SET EXERCISE —
Find and return each line containing "this".
BEGIN
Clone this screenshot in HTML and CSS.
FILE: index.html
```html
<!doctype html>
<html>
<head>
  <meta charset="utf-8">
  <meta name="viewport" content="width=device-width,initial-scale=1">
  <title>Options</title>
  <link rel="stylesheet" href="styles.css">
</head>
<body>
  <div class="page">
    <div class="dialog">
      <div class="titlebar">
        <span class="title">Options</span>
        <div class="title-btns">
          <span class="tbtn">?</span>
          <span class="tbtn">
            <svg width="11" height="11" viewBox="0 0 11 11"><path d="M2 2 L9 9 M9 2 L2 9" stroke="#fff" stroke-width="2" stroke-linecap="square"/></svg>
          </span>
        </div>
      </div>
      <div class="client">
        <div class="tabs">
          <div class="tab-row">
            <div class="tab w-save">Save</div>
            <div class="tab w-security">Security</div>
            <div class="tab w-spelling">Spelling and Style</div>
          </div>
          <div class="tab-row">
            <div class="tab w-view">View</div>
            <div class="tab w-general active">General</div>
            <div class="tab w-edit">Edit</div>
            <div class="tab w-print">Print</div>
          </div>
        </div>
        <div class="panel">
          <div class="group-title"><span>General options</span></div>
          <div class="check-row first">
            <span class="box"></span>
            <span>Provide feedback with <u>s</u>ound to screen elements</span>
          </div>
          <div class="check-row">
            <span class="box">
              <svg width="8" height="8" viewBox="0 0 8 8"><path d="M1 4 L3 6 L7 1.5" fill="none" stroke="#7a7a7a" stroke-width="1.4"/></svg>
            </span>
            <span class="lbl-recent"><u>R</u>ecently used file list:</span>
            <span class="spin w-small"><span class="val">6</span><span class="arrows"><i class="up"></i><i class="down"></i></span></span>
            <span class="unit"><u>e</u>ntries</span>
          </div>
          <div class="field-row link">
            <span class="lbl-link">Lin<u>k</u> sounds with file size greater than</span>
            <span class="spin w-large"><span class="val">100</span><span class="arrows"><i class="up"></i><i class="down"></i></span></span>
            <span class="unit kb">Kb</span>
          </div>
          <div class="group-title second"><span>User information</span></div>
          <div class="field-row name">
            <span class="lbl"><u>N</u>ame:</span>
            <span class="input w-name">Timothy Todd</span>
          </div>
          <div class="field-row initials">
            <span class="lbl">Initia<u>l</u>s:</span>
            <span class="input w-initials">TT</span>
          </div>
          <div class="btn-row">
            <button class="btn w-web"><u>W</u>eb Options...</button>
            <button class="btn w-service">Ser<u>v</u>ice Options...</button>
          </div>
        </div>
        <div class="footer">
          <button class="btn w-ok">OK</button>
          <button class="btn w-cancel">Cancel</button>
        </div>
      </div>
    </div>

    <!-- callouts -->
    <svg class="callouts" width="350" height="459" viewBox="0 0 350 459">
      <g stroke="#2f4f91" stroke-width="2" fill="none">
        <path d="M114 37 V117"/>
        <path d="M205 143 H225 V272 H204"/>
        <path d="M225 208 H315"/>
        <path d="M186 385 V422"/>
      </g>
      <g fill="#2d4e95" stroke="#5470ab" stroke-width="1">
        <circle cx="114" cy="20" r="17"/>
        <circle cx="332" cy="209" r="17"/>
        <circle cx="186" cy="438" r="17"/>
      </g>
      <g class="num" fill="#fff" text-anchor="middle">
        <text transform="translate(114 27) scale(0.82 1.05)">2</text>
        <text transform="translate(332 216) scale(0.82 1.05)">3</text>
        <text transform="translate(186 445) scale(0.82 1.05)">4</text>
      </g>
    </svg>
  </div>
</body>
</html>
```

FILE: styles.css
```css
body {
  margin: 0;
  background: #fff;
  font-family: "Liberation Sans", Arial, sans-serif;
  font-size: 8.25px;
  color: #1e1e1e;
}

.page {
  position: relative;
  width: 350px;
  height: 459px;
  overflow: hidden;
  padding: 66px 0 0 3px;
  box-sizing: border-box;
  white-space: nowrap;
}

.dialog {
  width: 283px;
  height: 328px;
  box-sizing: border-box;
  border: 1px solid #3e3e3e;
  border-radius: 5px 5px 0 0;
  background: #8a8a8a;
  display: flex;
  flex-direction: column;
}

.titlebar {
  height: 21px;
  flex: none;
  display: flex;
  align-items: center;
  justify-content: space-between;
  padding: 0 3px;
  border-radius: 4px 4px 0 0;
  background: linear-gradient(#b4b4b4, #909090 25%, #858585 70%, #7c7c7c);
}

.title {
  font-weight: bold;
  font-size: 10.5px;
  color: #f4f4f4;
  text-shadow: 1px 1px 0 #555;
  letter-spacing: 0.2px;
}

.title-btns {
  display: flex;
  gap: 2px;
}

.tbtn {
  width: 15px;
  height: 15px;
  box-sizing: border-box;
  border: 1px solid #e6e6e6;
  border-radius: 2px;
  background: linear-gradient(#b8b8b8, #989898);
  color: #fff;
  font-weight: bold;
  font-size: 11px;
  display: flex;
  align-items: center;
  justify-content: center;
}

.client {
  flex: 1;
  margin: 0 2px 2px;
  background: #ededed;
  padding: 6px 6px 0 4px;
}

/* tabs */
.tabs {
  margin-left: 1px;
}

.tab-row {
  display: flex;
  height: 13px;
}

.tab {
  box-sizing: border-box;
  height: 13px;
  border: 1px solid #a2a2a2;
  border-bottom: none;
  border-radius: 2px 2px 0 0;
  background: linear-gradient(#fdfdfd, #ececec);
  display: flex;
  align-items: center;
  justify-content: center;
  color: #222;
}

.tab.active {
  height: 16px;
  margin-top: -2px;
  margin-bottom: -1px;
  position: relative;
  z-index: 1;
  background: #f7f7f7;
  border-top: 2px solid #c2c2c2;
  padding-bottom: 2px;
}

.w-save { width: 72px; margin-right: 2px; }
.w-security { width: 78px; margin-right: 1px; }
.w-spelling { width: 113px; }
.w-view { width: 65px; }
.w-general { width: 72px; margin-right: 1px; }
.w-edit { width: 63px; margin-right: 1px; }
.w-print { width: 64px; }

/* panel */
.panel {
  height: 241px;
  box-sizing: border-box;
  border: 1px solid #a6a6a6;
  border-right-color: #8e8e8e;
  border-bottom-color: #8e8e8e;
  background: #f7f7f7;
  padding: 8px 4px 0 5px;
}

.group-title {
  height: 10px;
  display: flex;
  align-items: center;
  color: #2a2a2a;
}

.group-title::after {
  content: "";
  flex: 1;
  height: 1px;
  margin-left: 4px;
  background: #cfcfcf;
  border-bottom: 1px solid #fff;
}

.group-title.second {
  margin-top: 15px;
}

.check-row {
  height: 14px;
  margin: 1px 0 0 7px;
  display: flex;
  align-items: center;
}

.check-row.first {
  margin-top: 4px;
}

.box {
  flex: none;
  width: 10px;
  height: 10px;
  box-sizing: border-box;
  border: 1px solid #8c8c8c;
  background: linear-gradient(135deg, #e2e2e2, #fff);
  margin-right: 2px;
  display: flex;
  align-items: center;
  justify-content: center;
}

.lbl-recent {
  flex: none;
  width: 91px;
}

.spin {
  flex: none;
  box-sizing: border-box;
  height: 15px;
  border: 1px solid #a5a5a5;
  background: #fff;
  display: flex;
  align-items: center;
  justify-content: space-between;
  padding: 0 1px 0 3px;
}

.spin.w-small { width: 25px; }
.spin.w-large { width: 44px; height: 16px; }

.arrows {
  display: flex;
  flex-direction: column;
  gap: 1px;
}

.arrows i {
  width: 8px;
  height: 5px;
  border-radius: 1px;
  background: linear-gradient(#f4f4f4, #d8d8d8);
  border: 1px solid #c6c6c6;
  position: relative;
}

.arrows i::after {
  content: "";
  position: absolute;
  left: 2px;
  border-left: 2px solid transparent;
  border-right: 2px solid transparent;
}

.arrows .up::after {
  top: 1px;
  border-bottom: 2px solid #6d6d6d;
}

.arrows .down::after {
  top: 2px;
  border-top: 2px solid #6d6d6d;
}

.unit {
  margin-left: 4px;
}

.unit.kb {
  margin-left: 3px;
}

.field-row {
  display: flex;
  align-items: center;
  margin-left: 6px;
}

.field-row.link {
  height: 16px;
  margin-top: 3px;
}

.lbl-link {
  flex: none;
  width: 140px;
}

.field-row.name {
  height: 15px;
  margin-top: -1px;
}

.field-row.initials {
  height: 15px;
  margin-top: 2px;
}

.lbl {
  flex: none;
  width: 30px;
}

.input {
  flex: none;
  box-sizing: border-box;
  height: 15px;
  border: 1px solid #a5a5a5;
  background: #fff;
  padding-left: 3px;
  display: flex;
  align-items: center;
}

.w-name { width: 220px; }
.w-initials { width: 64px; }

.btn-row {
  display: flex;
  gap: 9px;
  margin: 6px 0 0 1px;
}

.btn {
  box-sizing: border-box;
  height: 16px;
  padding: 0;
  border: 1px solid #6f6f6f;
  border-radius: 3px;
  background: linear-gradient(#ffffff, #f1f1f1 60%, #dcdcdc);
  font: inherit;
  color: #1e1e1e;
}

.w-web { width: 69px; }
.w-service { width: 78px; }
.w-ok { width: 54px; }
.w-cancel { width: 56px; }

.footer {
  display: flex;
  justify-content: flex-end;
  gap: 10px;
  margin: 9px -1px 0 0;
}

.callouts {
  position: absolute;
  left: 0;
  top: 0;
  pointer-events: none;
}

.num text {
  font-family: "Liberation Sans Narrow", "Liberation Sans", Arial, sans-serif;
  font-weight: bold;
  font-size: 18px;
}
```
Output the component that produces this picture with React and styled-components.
END
ANSWER TO THE TASK —
Clone this screenshot in HTML and CSS.
Output the component that produces this picture with React and styled-components.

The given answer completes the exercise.